--- start Source data ---

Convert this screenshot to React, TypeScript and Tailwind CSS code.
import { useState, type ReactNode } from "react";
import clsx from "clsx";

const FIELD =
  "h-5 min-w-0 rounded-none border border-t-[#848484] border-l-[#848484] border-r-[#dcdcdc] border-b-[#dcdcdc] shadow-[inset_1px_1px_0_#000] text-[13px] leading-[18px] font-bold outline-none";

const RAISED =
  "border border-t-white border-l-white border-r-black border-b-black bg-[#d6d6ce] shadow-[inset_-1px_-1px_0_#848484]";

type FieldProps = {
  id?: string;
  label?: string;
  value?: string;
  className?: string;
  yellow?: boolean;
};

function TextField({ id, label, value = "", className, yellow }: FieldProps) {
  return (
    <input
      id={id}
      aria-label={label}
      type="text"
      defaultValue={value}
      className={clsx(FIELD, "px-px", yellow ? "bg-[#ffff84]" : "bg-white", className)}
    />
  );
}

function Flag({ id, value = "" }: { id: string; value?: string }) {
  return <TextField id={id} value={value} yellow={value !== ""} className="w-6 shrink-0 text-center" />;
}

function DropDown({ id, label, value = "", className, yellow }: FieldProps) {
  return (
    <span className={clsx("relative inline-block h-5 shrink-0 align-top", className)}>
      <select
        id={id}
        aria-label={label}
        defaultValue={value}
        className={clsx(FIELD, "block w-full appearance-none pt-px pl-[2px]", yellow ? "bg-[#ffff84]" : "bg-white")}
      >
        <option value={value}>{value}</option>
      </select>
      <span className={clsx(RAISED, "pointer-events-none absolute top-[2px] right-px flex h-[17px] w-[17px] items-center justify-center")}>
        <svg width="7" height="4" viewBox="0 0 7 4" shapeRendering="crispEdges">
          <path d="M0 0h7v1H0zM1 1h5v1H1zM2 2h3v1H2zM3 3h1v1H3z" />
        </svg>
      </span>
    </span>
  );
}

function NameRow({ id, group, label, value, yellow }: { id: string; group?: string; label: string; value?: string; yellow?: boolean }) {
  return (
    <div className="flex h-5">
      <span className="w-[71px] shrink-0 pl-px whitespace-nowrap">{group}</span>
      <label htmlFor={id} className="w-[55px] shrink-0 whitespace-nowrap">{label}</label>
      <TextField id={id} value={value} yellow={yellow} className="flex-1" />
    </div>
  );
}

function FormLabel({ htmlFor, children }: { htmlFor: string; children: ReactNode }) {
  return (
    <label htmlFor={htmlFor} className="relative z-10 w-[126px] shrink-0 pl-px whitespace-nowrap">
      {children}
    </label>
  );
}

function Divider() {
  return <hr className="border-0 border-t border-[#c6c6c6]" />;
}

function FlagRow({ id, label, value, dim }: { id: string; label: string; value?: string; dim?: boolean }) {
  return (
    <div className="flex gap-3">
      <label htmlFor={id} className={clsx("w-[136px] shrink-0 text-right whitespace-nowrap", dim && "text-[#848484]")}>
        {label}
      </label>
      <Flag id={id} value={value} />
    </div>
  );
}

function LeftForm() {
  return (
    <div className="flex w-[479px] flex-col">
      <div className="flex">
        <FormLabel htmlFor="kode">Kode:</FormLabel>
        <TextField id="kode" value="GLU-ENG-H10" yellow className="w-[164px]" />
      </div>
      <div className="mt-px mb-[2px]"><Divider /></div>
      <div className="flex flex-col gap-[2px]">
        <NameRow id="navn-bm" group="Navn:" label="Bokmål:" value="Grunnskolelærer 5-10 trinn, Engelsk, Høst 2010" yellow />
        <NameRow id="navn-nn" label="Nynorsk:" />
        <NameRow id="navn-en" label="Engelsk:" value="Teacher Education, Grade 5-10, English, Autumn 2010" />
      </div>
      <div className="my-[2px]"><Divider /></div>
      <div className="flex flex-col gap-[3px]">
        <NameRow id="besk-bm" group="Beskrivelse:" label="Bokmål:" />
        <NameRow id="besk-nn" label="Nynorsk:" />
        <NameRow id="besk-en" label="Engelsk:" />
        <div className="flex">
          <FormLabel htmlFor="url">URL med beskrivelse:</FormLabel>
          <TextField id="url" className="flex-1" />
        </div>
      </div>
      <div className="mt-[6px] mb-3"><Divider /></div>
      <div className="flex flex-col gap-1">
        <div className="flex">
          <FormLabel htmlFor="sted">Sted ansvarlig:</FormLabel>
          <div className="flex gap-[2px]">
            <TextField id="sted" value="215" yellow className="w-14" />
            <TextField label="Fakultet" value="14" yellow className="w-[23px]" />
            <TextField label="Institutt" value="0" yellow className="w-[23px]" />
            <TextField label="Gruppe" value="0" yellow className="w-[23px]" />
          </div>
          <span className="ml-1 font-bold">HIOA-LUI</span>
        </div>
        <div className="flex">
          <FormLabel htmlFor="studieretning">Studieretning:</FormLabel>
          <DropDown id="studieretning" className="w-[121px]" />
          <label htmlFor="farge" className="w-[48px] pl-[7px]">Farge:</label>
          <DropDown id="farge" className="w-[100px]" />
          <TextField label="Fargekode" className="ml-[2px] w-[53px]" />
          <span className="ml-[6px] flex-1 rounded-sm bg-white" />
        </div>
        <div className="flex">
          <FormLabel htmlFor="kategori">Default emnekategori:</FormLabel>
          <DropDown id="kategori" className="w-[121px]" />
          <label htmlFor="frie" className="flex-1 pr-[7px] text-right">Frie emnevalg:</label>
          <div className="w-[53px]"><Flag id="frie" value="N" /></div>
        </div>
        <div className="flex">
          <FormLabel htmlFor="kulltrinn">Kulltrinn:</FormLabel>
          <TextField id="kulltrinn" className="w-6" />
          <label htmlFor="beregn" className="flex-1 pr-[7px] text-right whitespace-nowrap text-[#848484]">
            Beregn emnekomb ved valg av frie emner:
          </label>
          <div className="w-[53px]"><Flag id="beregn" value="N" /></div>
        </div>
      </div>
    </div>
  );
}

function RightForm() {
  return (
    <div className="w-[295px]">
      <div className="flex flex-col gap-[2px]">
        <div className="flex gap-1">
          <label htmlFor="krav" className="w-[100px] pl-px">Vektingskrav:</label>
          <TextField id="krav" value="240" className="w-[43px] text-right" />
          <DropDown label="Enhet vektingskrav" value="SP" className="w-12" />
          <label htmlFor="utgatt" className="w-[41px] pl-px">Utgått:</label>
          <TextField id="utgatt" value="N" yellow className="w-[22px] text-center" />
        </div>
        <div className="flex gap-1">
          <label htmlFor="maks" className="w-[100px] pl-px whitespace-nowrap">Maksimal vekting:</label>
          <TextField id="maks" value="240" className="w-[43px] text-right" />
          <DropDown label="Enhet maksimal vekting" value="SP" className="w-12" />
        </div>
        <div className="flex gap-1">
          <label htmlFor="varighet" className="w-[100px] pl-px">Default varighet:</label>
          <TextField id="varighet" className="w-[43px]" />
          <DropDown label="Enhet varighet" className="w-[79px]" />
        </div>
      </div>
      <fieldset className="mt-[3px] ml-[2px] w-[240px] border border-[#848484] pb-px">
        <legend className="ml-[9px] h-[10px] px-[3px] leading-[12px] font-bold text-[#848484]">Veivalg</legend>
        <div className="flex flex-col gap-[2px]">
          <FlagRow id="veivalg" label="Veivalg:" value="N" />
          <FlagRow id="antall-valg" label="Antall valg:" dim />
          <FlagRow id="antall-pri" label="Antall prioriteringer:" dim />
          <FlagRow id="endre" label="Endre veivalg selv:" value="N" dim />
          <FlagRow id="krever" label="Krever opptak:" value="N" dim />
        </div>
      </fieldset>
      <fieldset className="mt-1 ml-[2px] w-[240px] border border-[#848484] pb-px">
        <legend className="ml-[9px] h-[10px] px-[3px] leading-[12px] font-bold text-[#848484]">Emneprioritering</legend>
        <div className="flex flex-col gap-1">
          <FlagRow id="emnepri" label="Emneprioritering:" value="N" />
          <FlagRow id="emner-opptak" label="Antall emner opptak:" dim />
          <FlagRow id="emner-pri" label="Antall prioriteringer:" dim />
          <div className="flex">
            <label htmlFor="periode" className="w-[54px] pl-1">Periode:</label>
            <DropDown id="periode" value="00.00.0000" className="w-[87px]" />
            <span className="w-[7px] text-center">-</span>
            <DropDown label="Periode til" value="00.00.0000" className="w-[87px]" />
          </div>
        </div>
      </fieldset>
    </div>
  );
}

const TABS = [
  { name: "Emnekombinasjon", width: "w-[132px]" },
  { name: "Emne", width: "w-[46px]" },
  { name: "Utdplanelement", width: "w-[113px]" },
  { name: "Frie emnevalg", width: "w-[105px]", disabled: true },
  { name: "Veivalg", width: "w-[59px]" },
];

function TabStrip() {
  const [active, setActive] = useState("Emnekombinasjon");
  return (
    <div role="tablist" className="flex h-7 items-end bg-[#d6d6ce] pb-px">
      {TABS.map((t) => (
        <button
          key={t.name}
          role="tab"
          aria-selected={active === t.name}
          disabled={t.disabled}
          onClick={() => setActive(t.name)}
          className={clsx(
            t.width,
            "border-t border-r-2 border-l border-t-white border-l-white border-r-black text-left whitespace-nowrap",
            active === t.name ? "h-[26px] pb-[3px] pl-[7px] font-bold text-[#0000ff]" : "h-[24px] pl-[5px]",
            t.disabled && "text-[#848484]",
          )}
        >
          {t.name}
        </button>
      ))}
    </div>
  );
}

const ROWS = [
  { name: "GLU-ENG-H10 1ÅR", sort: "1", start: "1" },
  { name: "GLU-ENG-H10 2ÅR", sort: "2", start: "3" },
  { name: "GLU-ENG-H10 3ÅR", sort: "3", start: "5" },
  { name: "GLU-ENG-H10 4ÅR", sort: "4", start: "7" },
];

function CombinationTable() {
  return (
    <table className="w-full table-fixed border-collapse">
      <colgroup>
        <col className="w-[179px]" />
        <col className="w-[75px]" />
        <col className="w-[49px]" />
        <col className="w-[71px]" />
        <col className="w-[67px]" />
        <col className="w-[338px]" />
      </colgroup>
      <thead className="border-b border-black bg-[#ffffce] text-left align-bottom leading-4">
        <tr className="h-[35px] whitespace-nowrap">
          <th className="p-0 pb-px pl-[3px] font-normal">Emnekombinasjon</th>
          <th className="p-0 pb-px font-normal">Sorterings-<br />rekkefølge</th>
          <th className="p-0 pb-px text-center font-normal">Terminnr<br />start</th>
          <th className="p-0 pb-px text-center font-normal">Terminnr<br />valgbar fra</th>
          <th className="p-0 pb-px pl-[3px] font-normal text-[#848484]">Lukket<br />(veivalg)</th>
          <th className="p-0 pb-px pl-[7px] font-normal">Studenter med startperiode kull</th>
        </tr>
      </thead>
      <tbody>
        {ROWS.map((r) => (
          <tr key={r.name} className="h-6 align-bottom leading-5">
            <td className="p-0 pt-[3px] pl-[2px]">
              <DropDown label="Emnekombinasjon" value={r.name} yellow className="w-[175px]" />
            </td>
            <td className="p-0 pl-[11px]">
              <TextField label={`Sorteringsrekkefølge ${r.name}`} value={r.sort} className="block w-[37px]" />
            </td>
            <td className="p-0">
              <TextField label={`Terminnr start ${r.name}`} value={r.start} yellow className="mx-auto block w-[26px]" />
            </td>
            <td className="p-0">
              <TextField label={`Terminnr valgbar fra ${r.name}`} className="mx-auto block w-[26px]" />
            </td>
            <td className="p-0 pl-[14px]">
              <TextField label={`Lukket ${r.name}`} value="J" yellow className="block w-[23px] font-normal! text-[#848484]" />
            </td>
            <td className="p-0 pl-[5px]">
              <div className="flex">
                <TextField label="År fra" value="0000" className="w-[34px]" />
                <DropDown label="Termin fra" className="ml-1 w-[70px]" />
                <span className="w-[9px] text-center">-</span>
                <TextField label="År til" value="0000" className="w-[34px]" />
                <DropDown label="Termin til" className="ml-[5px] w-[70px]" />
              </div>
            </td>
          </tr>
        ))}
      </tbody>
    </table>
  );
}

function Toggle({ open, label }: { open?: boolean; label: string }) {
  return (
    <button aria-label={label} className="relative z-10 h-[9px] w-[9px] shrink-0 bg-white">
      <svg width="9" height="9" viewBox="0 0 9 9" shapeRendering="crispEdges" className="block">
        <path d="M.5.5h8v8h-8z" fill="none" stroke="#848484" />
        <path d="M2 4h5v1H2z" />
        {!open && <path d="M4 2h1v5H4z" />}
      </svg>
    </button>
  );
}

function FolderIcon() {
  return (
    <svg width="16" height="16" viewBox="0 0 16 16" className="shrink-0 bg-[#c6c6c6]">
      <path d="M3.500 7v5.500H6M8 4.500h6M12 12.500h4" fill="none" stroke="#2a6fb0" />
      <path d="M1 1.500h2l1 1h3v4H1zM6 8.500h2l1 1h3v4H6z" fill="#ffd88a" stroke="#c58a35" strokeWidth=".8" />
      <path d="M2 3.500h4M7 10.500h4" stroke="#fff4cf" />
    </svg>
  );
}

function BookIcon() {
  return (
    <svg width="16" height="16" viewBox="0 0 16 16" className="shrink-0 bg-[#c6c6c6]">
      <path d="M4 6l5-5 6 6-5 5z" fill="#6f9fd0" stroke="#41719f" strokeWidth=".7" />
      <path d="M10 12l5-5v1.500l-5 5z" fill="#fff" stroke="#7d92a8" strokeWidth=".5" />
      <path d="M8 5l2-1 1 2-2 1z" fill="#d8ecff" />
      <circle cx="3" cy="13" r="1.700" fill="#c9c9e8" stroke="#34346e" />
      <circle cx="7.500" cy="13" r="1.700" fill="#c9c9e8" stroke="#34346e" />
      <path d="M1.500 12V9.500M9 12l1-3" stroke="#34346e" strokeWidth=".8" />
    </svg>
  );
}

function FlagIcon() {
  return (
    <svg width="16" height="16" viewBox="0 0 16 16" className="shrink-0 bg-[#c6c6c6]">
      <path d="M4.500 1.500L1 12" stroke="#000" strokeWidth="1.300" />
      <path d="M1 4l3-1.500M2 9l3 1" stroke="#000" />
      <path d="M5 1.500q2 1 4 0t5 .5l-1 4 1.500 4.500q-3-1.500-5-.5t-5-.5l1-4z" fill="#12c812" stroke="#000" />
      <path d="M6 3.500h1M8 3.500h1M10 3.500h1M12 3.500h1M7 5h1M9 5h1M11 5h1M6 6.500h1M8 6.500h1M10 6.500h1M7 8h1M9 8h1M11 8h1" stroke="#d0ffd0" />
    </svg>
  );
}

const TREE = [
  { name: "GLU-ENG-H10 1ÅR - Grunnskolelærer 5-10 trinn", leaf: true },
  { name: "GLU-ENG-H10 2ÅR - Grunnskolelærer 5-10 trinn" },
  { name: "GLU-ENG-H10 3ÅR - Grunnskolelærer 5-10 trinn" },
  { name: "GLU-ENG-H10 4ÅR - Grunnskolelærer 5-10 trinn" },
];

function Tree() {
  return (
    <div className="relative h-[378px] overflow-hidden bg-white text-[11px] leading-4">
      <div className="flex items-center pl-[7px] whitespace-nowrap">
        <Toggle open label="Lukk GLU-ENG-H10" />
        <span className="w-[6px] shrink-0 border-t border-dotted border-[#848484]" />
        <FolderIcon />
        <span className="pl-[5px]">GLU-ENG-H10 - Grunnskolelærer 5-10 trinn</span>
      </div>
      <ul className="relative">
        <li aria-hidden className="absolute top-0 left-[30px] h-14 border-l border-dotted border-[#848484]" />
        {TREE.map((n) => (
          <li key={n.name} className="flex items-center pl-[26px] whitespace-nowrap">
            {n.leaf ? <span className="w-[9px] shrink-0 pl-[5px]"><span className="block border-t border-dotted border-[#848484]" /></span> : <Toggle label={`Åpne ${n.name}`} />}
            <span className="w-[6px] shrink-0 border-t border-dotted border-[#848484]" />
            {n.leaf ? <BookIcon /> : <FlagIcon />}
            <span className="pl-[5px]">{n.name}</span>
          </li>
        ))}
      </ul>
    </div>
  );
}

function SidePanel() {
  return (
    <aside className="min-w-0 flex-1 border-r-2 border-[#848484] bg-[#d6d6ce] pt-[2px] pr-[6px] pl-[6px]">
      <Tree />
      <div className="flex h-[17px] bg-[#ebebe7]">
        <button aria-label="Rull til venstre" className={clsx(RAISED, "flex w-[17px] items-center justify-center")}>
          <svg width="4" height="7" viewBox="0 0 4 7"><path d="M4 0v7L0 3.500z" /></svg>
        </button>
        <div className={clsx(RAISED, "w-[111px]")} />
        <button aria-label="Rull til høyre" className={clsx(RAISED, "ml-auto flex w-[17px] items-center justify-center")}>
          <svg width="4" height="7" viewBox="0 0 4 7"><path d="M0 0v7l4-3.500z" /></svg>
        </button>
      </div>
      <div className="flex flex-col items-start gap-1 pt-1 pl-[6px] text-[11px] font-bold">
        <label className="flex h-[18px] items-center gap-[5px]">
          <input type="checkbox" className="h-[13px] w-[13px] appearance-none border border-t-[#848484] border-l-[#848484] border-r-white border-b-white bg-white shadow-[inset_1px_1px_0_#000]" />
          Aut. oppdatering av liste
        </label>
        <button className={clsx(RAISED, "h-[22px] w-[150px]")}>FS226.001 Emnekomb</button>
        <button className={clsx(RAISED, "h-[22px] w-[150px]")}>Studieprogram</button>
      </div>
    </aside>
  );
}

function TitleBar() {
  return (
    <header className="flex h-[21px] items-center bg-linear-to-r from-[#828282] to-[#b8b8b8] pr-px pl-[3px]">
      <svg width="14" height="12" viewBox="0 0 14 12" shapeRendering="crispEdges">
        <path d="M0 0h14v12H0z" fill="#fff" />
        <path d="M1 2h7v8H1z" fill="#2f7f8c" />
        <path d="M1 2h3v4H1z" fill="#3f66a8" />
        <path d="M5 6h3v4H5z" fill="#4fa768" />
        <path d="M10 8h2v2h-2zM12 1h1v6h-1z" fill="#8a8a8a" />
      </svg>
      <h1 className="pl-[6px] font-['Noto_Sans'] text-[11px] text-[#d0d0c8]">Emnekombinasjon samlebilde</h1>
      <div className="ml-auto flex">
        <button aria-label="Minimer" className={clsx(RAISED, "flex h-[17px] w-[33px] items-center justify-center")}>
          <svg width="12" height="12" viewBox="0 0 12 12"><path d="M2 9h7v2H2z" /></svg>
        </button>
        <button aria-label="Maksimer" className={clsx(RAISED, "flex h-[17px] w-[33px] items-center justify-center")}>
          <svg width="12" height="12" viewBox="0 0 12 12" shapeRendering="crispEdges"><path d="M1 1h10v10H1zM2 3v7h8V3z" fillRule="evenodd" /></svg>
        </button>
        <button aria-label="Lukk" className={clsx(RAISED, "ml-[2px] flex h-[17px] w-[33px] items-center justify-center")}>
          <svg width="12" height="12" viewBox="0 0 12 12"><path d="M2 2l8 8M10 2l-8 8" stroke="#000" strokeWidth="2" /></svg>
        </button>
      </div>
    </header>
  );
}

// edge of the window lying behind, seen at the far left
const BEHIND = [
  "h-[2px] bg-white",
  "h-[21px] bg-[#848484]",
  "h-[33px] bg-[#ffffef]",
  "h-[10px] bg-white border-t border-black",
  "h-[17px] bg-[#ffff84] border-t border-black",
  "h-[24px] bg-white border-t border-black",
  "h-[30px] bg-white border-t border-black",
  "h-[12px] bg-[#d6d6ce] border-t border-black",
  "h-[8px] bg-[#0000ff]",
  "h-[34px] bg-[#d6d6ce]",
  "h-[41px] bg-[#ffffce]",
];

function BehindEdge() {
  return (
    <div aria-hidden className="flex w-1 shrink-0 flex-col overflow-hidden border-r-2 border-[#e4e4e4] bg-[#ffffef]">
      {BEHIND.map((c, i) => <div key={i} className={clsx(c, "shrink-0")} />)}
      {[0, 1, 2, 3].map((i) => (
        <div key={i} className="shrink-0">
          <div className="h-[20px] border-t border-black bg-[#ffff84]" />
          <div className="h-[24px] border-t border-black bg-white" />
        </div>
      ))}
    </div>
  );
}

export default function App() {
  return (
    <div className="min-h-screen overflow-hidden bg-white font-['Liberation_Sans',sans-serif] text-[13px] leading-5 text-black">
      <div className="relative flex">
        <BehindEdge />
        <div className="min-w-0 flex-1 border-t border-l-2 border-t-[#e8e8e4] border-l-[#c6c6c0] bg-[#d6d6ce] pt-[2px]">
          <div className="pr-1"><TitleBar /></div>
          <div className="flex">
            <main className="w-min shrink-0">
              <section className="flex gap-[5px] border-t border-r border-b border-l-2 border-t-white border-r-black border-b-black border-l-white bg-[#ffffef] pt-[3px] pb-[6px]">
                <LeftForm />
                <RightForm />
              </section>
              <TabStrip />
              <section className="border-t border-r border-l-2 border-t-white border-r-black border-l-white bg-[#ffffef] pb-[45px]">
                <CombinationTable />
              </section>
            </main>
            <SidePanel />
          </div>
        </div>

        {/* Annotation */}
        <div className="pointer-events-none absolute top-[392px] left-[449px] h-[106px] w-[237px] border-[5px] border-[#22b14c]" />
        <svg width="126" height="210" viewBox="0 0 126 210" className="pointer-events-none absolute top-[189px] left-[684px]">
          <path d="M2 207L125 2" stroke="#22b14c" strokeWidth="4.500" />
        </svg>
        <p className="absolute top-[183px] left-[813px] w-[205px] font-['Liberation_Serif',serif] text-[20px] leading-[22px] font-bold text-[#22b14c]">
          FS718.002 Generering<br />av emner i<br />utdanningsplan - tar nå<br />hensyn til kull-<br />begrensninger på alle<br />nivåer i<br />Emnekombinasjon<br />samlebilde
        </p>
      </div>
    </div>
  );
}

--- end Source data ---

__Exercise__: Please write out the material word for word from its first line through the line holding "min-w-0 rounded-none border", including both, and no line past it.

__Correct answer__:
Convert this screenshot to React, TypeScript and Tailwind CSS code.
import { useState, type ReactNode } from "react";
import clsx from "clsx";

const FIELD =
  "h-5 min-w-0 rounded-none border border-t-[#848484] border-l-[#848484] border-r-[#dcdcdc] border-b-[#dcdcdc] shadow-[inset_1px_1px_0_#000] text-[13px] leading-[18px] font-bold outline-none";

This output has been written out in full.